» **Recorded information**:
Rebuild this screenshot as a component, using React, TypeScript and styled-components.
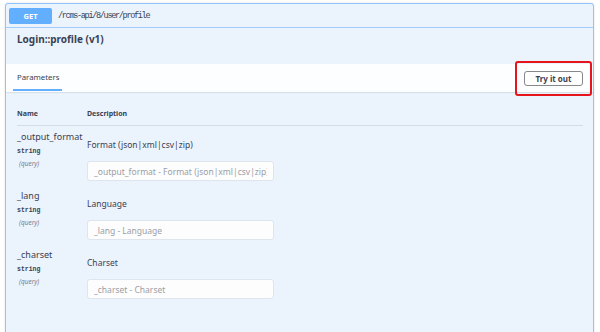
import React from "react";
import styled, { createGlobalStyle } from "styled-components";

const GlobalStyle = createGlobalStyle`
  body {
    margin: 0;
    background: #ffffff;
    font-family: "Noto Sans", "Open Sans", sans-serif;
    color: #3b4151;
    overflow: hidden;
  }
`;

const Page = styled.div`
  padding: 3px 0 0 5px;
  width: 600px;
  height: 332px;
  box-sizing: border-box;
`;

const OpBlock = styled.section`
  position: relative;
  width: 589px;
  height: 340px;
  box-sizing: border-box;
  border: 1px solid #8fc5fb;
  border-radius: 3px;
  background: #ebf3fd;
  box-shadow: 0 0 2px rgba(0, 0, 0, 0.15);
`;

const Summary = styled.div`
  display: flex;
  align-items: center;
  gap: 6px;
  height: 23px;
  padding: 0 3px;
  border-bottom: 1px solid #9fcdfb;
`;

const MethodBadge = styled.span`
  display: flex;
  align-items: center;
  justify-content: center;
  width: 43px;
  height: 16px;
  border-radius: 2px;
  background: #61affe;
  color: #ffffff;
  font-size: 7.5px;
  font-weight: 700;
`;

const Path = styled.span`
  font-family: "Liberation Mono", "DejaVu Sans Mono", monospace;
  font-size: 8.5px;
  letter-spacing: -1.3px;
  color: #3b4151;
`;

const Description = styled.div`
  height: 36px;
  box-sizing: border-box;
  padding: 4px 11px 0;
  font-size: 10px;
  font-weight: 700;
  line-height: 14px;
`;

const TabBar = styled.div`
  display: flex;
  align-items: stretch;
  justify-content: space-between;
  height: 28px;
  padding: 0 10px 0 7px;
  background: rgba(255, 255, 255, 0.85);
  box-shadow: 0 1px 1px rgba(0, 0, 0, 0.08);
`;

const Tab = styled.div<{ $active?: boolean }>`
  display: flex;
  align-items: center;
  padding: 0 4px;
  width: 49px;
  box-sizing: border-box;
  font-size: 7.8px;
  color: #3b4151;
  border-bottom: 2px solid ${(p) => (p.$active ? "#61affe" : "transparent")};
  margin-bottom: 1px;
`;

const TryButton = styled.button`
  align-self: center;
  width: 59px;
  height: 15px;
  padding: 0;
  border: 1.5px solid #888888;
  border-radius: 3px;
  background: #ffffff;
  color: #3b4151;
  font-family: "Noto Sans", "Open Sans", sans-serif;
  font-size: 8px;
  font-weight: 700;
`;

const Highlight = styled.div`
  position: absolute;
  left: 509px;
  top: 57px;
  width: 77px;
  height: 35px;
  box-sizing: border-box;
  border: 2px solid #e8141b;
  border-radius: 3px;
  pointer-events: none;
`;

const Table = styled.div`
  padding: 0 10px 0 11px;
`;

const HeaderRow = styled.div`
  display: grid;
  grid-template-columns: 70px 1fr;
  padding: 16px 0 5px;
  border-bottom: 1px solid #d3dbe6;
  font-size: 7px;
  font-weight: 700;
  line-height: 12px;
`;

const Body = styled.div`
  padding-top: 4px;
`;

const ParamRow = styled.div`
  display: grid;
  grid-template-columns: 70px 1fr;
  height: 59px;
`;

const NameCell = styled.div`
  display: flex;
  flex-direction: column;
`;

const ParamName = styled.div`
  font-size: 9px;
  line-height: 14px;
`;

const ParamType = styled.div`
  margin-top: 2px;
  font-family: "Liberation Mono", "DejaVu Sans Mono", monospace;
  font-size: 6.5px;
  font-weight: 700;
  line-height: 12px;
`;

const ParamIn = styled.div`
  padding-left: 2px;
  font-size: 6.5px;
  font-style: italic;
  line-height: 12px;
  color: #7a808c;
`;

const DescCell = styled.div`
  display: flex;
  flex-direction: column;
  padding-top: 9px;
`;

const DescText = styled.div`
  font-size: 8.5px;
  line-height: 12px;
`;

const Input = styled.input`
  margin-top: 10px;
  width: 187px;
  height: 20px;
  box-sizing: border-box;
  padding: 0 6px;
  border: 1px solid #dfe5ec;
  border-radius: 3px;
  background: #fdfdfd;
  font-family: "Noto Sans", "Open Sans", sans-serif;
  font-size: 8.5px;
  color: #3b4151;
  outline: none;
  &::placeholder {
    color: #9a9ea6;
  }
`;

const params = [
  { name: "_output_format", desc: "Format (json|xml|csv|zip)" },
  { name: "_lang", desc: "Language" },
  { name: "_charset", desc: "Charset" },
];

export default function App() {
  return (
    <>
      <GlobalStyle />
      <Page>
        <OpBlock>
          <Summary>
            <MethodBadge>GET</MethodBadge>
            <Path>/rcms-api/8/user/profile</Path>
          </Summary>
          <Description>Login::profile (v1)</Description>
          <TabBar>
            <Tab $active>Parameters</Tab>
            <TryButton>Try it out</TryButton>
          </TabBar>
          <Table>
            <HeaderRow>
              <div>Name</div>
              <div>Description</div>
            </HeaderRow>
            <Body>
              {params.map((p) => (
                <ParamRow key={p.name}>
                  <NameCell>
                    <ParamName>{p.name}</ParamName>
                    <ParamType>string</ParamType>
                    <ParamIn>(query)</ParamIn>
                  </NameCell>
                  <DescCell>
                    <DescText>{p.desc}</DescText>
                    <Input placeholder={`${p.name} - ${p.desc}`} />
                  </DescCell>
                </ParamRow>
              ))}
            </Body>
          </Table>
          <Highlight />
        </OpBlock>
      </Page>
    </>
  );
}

» **Task brief**:
Extract every line of the data exactly; pictures stay out.

» **Written solution**:
Rebuild this screenshot as a component, using React, TypeScript and styled-components.
import React from "react";
import styled, { createGlobalStyle } from "styled-components";

const GlobalStyle = createGlobalStyle`
  body {
    margin: 0;
    background: #ffffff;
    font-family: "Noto Sans", "Open Sans", sans-serif;
    color: #3b4151;
    overflow: hidden;
  }
`;

const Page = styled.div`
  padding: 3px 0 0 5px;
  width: 600px;
  height: 332px;
  box-sizing: border-box;
`;

const OpBlock = styled.section`
  position: relative;
  width: 589px;
  height: 340px;
  box-sizing: border-box;
  border: 1px solid #8fc5fb;
  border-radius: 3px;
  background: #ebf3fd;
  box-shadow: 0 0 2px rgba(0, 0, 0, 0.15);
`;

const Summary = styled.div`
  display: flex;
  align-items: center;
  gap: 6px;
  height: 23px;
  padding: 0 3px;
  border-bottom: 1px solid #9fcdfb;
`;

const MethodBadge = styled.span`
  display: flex;
  align-items: center;
  justify-content: center;
  width: 43px;
  height: 16px;
  border-radius: 2px;
  background: #61affe;
  color: #ffffff;
  font-size: 7.5px;
  font-weight: 700;
`;

const Path = styled.span`
  font-family: "Liberation Mono", "DejaVu Sans Mono", monospace;
  font-size: 8.5px;
  letter-spacing: -1.3px;
  color: #3b4151;
`;

const Description = styled.div`
  height: 36px;
  box-sizing: border-box;
  padding: 4px 11px 0;
  font-size: 10px;
  font-weight: 700;
  line-height: 14px;
`;

const TabBar = styled.div`
  display: flex;
  align-items: stretch;
  justify-content: space-between;
  height: 28px;
  padding: 0 10px 0 7px;
  background: rgba(255, 255, 255, 0.85);
  box-shadow: 0 1px 1px rgba(0, 0, 0, 0.08);
`;

const Tab = styled.div<{ $active?: boolean }>`
  display: flex;
  align-items: center;
  padding: 0 4px;
  width: 49px;
  box-sizing: border-box;
  font-size: 7.8px;
  color: #3b4151;
  border-bottom: 2px solid ${(p) => (p.$active ? "#61affe" : "transparent")};
  margin-bottom: 1px;
`;

const TryButton = styled.button`
  align-self: center;
  width: 59px;
  height: 15px;
  padding: 0;
  border: 1.5px solid #888888;
  border-radius: 3px;
  background: #ffffff;
  color: #3b4151;
  font-family: "Noto Sans", "Open Sans", sans-serif;
  font-size: 8px;
  font-weight: 700;
`;

const Highlight = styled.div`
  position: absolute;
  left: 509px;
  top: 57px;
  width: 77px;
  height: 35px;
  box-sizing: border-box;
  border: 2px solid #e8141b;
  border-radius: 3px;
  pointer-events: none;
`;

const Table = styled.div`
  padding: 0 10px 0 11px;
`;

const HeaderRow = styled.div`
  display: grid;
  grid-template-columns: 70px 1fr;
  padding: 16px 0 5px;
  border-bottom: 1px solid #d3dbe6;
  font-size: 7px;
  font-weight: 700;
  line-height: 12px;
`;

const Body = styled.div`
  padding-top: 4px;
`;

const ParamRow = styled.div`
  display: grid;
  grid-template-columns: 70px 1fr;
  height: 59px;
`;

const NameCell = styled.div`
  display: flex;
  flex-direction: column;
`;

const ParamName = styled.div`
  font-size: 9px;
  line-height: 14px;
`;

const ParamType = styled.div`
  margin-top: 2px;
  font-family: "Liberation Mono", "DejaVu Sans Mono", monospace;
  font-size: 6.5px;
  font-weight: 700;
  line-height: 12px;
`;

const ParamIn = styled.div`
  padding-left: 2px;
  font-size: 6.5px;
  font-style: italic;
  line-height: 12px;
  color: #7a808c;
`;

const DescCell = styled.div`
  display: flex;
  flex-direction: column;
  padding-top: 9px;
`;

const DescText = styled.div`
  font-size: 8.5px;
  line-height: 12px;
`;

const Input = styled.input`
  margin-top: 10px;
  width: 187px;
  height: 20px;
  box-sizing: border-box;
  padding: 0 6px;
  border: 1px solid #dfe5ec;
  border-radius: 3px;
  background: #fdfdfd;
  font-family: "Noto Sans", "Open Sans", sans-serif;
  font-size: 8.5px;
  color: #3b4151;
  outline: none;
  &::placeholder {
    color: #9a9ea6;
  }
`;

const params = [
  { name: "_output_format", desc: "Format (json|xml|csv|zip)" },
  { name: "_lang", desc: "Language" },
  { name: "_charset", desc: "Charset" },
];

export default function App() {
  return (
    <>
      <GlobalStyle />
      <Page>
        <OpBlock>
          <Summary>
            <MethodBadge>GET</MethodBadge>
            <Path>/rcms-api/8/user/profile</Path>
          </Summary>
          <Description>Login::profile (v1)</Description>
          <TabBar>
            <Tab $active>Parameters</Tab>
            <TryButton>Try it out</TryButton>
          </TabBar>
          <Table>
            <HeaderRow>
              <div>Name</div>
              <div>Description</div>
            </HeaderRow>
            <Body>
              {params.map((p) => (
                <ParamRow key={p.name}>
                  <NameCell>
                    <ParamName>{p.name}</ParamName>
                    <ParamType>string</ParamType>
                    <ParamIn>(query)</ParamIn>
                  </NameCell>
                  <DescCell>
                    <DescText>{p.desc}</DescText>
                    <Input placeholder={`${p.name} - ${p.desc}`} />
                  </DescCell>
                </ParamRow>
              ))}
            </Body>
          </Table>
          <Highlight />
        </OpBlock>
      </Page>
    </>
  );
}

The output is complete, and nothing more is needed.